We are now also looking at collecting EPCs for properties over time. To date we still haven’t seen enough information in the historical performance of property with a high EPC versus a low EPC ratings in order to have an opinion on the differences in credit quality. As we are now are seeing a pressure on energy prices, we are curious to test the hypothesis whether lower energy costs result in more disposable income available to service debt.  Regarding auto loans, we have been differentiating between diesel vehicles verses more efficient Euro 6 rated petrol vehicles for some time in our analysis. This recognises for example that a lot of cities now are imposing additional duties or taxes to drive in city centres, or indeed prohibiting some of the older diesel models in large city centres.

 

Beth: When we perform ESG evaluations or evaluations of the sustainable debt markets, we are looking at the stakeholder-based definition of materiality. Materiality is the principle of defining the social and environmental topics that matter most to your business and your stakeholders. This means that you supplement your investment decision-making based on not only the credit risk, but you also add considerations such as ESG factors. More recently in structured finance, we have been providing second-party opinions which relate to labelled debt. So, if the debt is green labelled, social labelled, or sustainability labelled (which is a mix of green and social) we then provide an opinion on whether or not the frameworks of the originators are aligned with the International Capital Markets Association (ICMA) Green Bond Principle, for example. That gives investors more confidence in what they are investing in.

 

For more information or tickets, visit the eventpage of the Securitisation Event 2022.

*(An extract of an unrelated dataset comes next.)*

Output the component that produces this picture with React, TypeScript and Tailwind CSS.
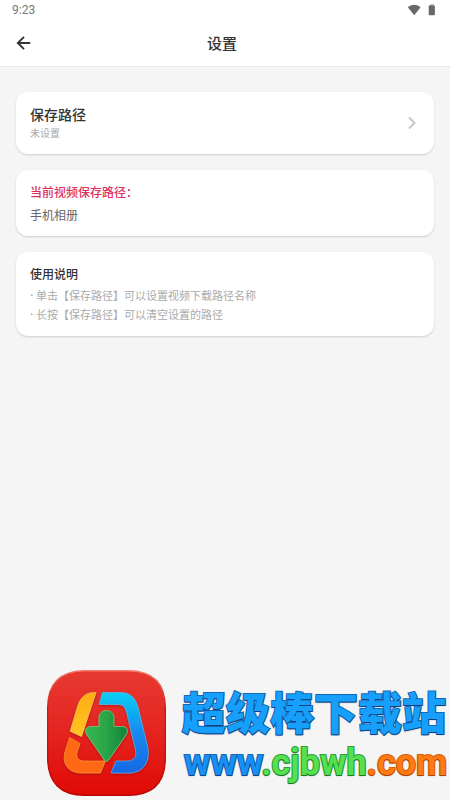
import type { ReactNode } from "react";

const usageNotes = [
  "单击【保存路径】可以设置视频下载路径名称",
  "长按【保存路径】可以清空设置的路径",
];

function StatusBar() {
  return (
    <div className="flex h-5 items-center justify-between px-3 text-[#777777]">
      <time className="font-[Roboto,sans-serif] text-[12px] leading-5">9:23</time>
      <div className="flex items-center gap-1 text-[#686868]">
        <svg className="h-3 w-4" viewBox="0 0 16 12" fill="currentColor" aria-hidden="true">
          <path d="M8.2 11.2 2.2 3.8C1.9 3.4 2 3 2.4 2.7a10 10 0 0 1 11.6 0c.4.3.5.7.2 1.1Z" />
        </svg>
        <svg className="h-3 w-3" viewBox="0 0 12 12" fill="currentColor" aria-hidden="true">
          <path d="M4 .4h4v2H4z" opacity=".6" />
          <rect x="2.7" y="1.6" width="6.2" height="9.6" rx=".8" />
        </svg>
      </div>
    </div>
  );
}

function Card({ children }: { children: ReactNode }) {
  return (
    <section className="rounded-xl bg-white px-3.5 shadow-[0_1px_2px_rgba(0,0,0,0.16)]">
      {children}
    </section>
  );
}

function AppLogo() {
  return (
    <svg className="h-[126px] w-[119px] shrink-0" viewBox="0 0 119 126" aria-hidden="true">
      <defs>
        <linearGradient id="tile" x1="0" y1="0" x2="0" y2="1">
          <stop offset="0" stopColor="#e63a30" />
          <stop offset=".5" stopColor="#e42420" />
          <stop offset="1" stopColor="#e00a06" />
        </linearGradient>
        <linearGradient id="edge" x1="0" y1="0" x2="0" y2="1">
          <stop offset="0" stopColor="#f6796f" />
          <stop offset=".3" stopColor="#c81a17" />
          <stop offset="1" stopColor="#b80504" />
        </linearGradient>
        <linearGradient id="yellow" x1="0" y1="0" x2="0" y2="1">
          <stop offset="0" stopColor="#ffac12" />
          <stop offset="1" stopColor="#ffc522" />
        </linearGradient>
        <linearGradient id="blue" x1="0" y1="0" x2="0" y2="1">
          <stop offset="0" stopColor="#08cff5" />
          <stop offset=".5" stopColor="#168aee" />
          <stop offset="1" stopColor="#1268e4" />
        </linearGradient>
        <linearGradient id="green" x1="0" y1="0" x2="1" y2="0">
          <stop offset="0" stopColor="#35b653" />
          <stop offset=".48" stopColor="#2ba647" />
          <stop offset="1" stopColor="#12823b" />
        </linearGradient>
        <filter id="lift" x="-20%" y="-20%" width="140%" height="140%">
          <feDropShadow dx="0" dy="1" stdDeviation="1" floodColor="#8d0a08" floodOpacity=".7" />
        </filter>
      </defs>
      <path
        d="M38 .7H81C106 .7 118.3 14 118.3 38V88C118.3 112 106 125.3 81 125.3H38C13 125.3 .7 112 .7 88V38C.7 14 13 .7 38 .7Z"
        fill="url(#tile)"
        stroke="url(#edge)"
        strokeWidth="1.4"
      />
      <g filter="url(#lift)" strokeLinejoin="round">
        <path
          d="M49 22.5C39 22 34 27 31 35L23.2 61.2 34.5 66.5Z"
          fill="url(#yellow)"
          stroke="#ffd45e"
          strokeWidth=".6"
        />
        <path
          d="M22.5 67.5 33 73.5 30 83C29 88 32 91 37 91H58.5L53.5 103H35C21 103 15 94 18 82Z"
          fill="#ff6915"
          stroke="#ffa03c"
          strokeWidth=".6"
        />
        <path
          d="M55.5 22.5H73C83 22.5 88 27 91 37L100.5 76C104 92 96 103 82 103H64L69 91H79C87 91 90 87 88.5 80L79.5 42C78 37 76 34.5 71 34.5H52Z"
          fill="url(#blue)"
          stroke="#55bff4"
          strokeWidth=".6"
        />
        <path
          d="M59.5 40.5C55 40.5 52 43.5 52 48V56.5H45C39 56 37 60.5 40 65L57 89.5C58.5 92 60.5 92 62 89.5L79 65C82 60.5 80 56 74 56.5H67V48C67 43.5 64 40.5 59.5 40.5Z"
          fill="url(#green)"
          stroke="#73c981"
          strokeWidth=".8"
        />
      </g>
    </svg>
  );
}

function SiteBanner() {
  return (
    <footer className="mt-auto flex items-center gap-4 pr-1 pb-1 pl-[47px]">
      <AppLogo />
      <div className="flex flex-col whitespace-nowrap">
        <p className="text-[44px] leading-[60px] font-black text-[#16a0fb] [paint-order:stroke_fill] [-webkit-text-stroke:2px_#1668b4] [text-shadow:0_1px_1px_#123d78]">
          超级棒下载站
        </p>
        <a
          href="http://www.cjbwh.com"
          className="pl-0.5 font-[Roboto,sans-serif] text-[36px] leading-[44px] font-bold [paint-order:stroke_fill]"
        >
          <span className="text-[#1690f4] [-webkit-text-stroke:2px_#1668b4] [text-shadow:0_1px_1px_#123d78]">www</span>
          <span className="text-[#55e04f] [-webkit-text-stroke:2px_#2d9f38] [text-shadow:0_1px_1px_#177029]">.cjbwh</span>
          <span className="text-[#ff7b12] [-webkit-text-stroke:2px_#d95f0c] [text-shadow:0_1px_1px_#9b3d08]">.com</span>
        </a>
      </div>
    </footer>
  );
}

export default function App() {
  return (
    <div className="flex min-h-screen flex-col overflow-x-hidden bg-[#f5f5f5] font-['Noto_Sans_CJK_SC',sans-serif] text-[#333333]">
      <header className="border-b border-[#e8e8e8] bg-white">
        <StatusBar />
        <div className="grid h-[46px] grid-cols-[48px_1fr_54px] items-center">
          <button type="button" aria-label="返回" className="flex h-full items-center pl-4">
            <svg className="size-4" viewBox="0 0 16 16" fill="none" stroke="currentColor" strokeWidth="1.9" aria-hidden="true">
              <path d="M14.2 8H2M8 1.8 1.8 8 8 14.2" />
            </svg>
          </button>
          <h1 className="text-center text-[15px] leading-5 font-medium">设置</h1>
        </div>
      </header>

      <main className="flex flex-col gap-4 px-4 pt-[25px] pb-4">
        <Card>
          <button type="button" className="flex w-full items-center justify-between py-3 text-left">
            <span className="flex flex-col">
              <span className="text-[14px] leading-5 font-medium">保存路径</span>
              <span className="text-[10px] leading-[18px] text-[#aaaaaa]">未设置</span>
            </span>
            <svg className="h-4 w-4" viewBox="0 0 16 16" fill="none" stroke="#c8c8c8" strokeWidth="2" aria-hidden="true">
              <path d="m5 2.5 5.5 5.5L5 13.5" />
            </svg>
          </button>
        </Card>

        <Card>
          <div className="py-3">
            <h2 className="text-[12px] leading-5 font-medium text-[#e03060]">当前视频保存路径：</h2>
            <p className="pt-1 text-[12px] leading-[18px] text-[#666666]">手机相册</p>
          </div>
        </Card>

        <Card>
          <div className="py-3">
            <h2 className="text-[12px] leading-5 font-medium">使用说明</h2>
            <ul className="pt-0.5 text-[11px] leading-[19px] text-[#aaaaaa]">
              {usageNotes.map((note) => (
                <li key={note} className="flex">
                  <span className="w-1.5 font-[Roboto,sans-serif] font-bold">·</span>
                  <span>{note}</span>
                </li>
              ))}
            </ul>
          </div>
        </Card>
      </main>

      <SiteBanner />
    </div>
  );
}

ESG is challenging for the structured finance industry

Are S&P Global Ratings developing specific tools for embedding ESG into securitisation analysis or is it still too early.

 

Beth: It’s interesting because the ICMA principles were not written for the securitisation market but for the market in broad terms. We know there is some work being undertaken at the moment to provide additional guidance about how you might apply these to the securitisation market. So, we have been publishing some of our views on this. But there are still a lot of challenges and open questions which the whole market has to work through.

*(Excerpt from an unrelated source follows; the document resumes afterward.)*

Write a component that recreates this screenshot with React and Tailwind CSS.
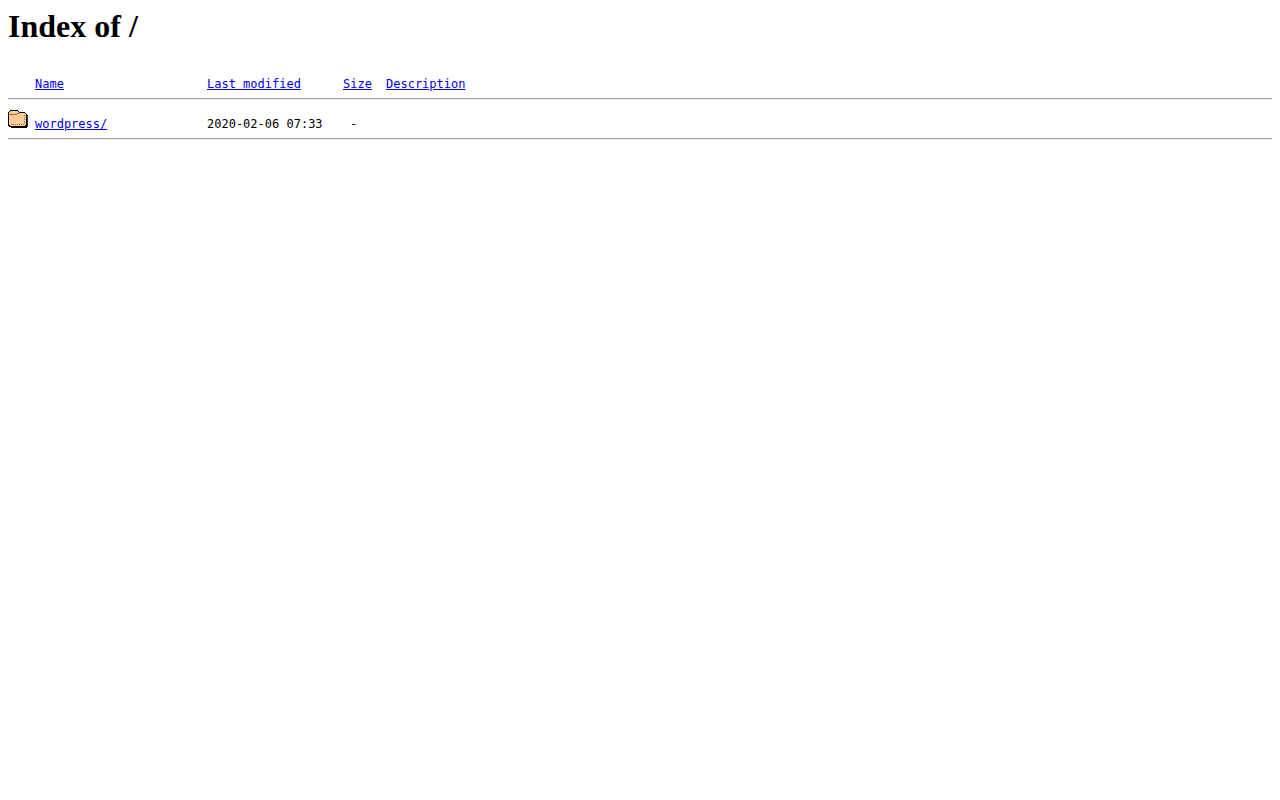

Matthew: ESG considerations in credit ratings aren’t new. We have historically always been considering these: what is changing is the taxonomy and nomenclature around it, and an increasing demand for transparency. We have released industry report cards identifying for each sector what some of the common ESG factors which would fall under the E, S and G categories across the asset classes. And we will also soon publish ESG credit indicators in a quantitative alpha-numeric format which express our view of the influence of environmental, social and governance risks on each of the five main aspects of our analysis in structured finance transactions.

 

Accusations of greenwashing and social washing are often lurking around the corner: how can the securitisation industry avoid the pitfalls of false representation?

 

Beth: The challenge for us all is to clearly define what constitutes green and social investments. When it comes to securitisation the main question is: ‘at what level is the ESG assessment done, and is that the appropriate level?’ There are many different layers which you could include in an ESG assessment. Ensuring that process is transparent, is probably one of the most important factors. Alongside simply having a common definition of what’s is green and what is social adapted for this segment of finance.

Matthew: In terms of labelled deals, we are seeing a lot of framework alignment opinions. I think that works well when you’re thinking of unsecured corporate issuance. However, a structured finance transaction with specific collateral is rather different.

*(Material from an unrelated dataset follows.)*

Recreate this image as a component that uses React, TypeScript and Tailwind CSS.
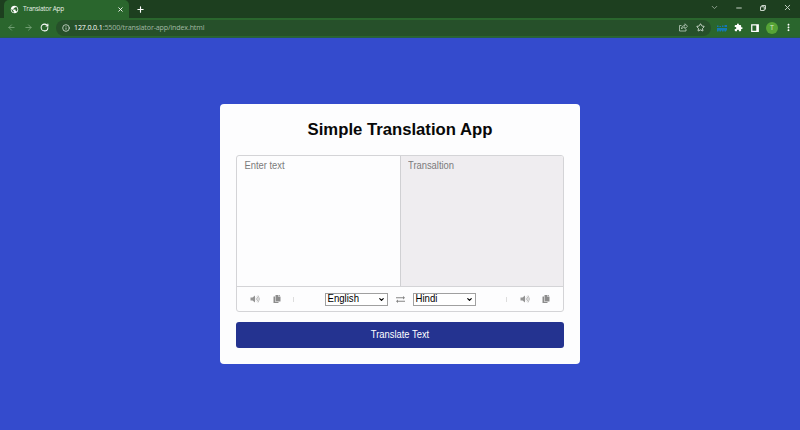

Once you dig down to the level of detail of a loan-level data tape you might ask yourself additional questions on the framework in order to analyse whether or not a specific transaction would also meet the principles.

 

What are the principle differences in terms of ESG data between issuers and investors?

 

Matthew: I think it depends whether you are talking about the credit impact or sustainability impact because that’s going to naturally drive what data is relevant. When originators are underwriting and servicing loans their primary consideration is likely ‘am I going to get repaid for advancing this money?’ And while repayment is important, from an investor’s point of view they also might have a mandate for some kind of impact or sustainability objective.

 

Is there an increasing demand in the marketplace for some clarification on ESG and sustainability in general?

 

Beth: There are certainly a number of industry-led initiatives right now to come up with some standards. These include the UNPRI which has a structured products working group, the structured finance association has an ESG working group as well to try and develop reporting standards, we’ve had ICMA has been working to come up with some further clarifications for securitisations, so as a whole the industry is really trying to determine what are the relevant fields that we want to see, and it will be a mix of both from a credit quality perspective as well as from an impact perspective, but I think the starting point is for everyone to at least be speaking a common language.

 

What could the future look like as the securitisation industry evolves more ESG standardisation?

 

Matthew: One of the reasons we haven’t seen a lot of issuance of green or social labelled deals in structured finance today (even if there is sufficient ESG data) is that it is very challenging to actually get sufficient scale of green assets. We have heard recently that there have been private deals done where the cost of funding in the securitisation is dependent on ESG targets that are being set for the originator instead, so we could see that work its way into public markets. And I think that does at least address the fact that you don’t necessarily need specific collateral that’s green or social, in order to do a sustainability -linked transaction.

 

What are your main reasons for attending the Securitisation Event in Amsterdam?

 

Matthew: I’m really looking forward to hearing the feedback from investors and issuers about what they want to see from S&P Global Ratings in the ESG space I’d like to know if the so-called “greenium” exists in structured finance: meaning is that more advantageous cost of funding for a more sustainable issuer, or the counter argument: is an investor willing to accept less yield in order to purchase a green or social-labelled bond? Also, I’m very interested to hear the state of the market and to hear how important ESG considerations now becoming in their mandates.

Beth: I’ve very curious to find out if there has been any real progress in terms of people’s thinking regarding ESG, as we haven’t physically met for a while now. It will be great to get together with everyone in the industry and hear from way more people than you would do in a virtual conference setting. Getting a finger on the pulse of everything that is going on will be very interesting to find out what people’s views on this subject are today will be very worthwhile.